GIVEN PROBLEM.
Filter this material down to the lines that hold "Tailwind", copying each one.

DATA PROVIDED.
-- Begin --
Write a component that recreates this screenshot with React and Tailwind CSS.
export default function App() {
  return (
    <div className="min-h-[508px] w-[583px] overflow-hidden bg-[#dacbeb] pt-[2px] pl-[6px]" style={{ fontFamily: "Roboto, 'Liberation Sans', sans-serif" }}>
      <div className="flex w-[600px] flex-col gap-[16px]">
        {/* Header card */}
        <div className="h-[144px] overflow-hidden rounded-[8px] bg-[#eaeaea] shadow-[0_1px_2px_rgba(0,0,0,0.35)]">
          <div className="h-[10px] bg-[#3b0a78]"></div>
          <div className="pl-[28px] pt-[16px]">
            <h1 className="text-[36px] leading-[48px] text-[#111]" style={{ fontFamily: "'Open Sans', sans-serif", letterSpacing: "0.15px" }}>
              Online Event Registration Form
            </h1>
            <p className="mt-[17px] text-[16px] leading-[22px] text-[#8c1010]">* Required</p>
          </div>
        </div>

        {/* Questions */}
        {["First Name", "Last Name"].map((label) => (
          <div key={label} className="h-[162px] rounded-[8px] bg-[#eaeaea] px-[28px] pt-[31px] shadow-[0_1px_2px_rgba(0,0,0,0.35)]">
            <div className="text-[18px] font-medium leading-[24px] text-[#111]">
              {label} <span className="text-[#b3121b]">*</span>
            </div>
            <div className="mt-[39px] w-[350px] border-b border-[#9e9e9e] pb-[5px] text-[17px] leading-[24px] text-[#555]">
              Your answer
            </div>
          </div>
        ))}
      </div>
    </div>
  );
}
-- End --
-- Begin --
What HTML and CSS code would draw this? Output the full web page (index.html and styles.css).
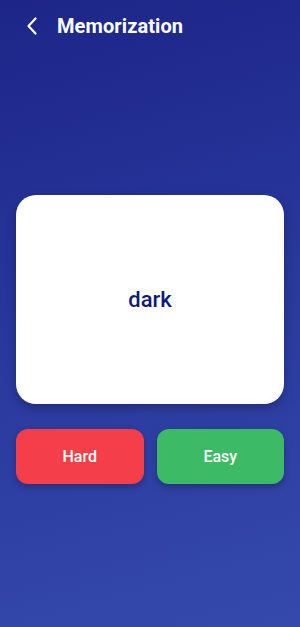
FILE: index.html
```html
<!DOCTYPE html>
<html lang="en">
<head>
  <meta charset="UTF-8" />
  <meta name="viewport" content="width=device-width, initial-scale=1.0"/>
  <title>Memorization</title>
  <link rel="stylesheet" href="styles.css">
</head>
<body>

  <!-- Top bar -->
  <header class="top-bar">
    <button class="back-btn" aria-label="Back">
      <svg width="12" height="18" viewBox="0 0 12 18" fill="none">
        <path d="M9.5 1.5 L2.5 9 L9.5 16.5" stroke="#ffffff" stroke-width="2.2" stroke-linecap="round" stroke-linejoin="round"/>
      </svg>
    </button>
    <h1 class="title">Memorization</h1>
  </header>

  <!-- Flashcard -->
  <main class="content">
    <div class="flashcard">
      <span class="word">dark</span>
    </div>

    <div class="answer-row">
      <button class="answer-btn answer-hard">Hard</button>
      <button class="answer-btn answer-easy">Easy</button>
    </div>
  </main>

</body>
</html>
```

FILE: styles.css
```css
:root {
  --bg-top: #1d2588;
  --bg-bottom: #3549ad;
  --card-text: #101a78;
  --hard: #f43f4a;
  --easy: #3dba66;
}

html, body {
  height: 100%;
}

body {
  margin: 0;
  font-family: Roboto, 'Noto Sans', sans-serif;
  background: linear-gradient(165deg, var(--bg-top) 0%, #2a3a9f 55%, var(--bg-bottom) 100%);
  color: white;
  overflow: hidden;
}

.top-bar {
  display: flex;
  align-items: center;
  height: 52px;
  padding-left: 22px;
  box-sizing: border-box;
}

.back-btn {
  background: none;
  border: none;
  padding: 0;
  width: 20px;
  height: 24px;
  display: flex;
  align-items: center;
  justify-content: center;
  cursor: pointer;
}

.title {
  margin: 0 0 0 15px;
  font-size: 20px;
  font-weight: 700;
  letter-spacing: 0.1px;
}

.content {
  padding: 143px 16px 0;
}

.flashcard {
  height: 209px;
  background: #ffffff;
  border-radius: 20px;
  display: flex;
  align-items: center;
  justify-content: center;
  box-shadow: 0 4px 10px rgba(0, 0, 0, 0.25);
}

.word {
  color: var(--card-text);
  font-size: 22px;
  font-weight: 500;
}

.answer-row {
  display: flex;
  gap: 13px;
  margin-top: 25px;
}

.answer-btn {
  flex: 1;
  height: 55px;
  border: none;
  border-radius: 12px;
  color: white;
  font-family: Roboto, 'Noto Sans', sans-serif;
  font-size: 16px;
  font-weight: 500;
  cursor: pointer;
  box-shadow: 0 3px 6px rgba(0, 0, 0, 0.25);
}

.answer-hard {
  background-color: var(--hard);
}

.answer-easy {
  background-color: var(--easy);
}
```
-- End --
-- Begin --
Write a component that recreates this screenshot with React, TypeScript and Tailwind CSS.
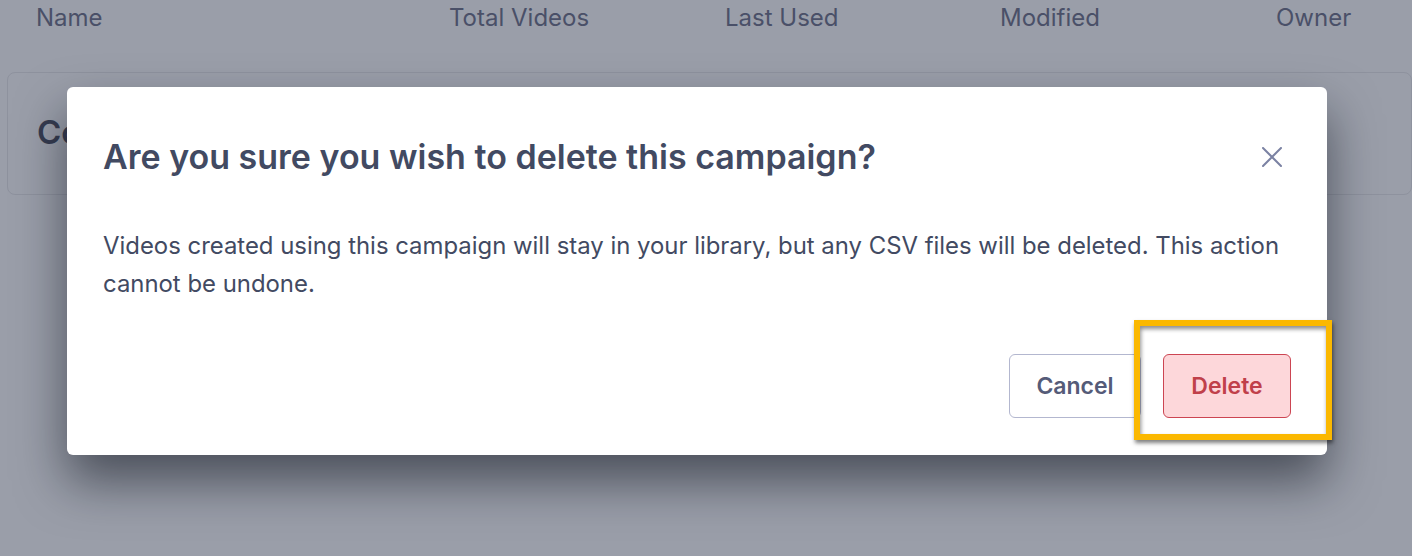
-- End --
THE RESPONSE.
Write a component that recreates this screenshot with React and Tailwind CSS.
Write a component that recreates this screenshot with React, TypeScript and Tailwind CSS.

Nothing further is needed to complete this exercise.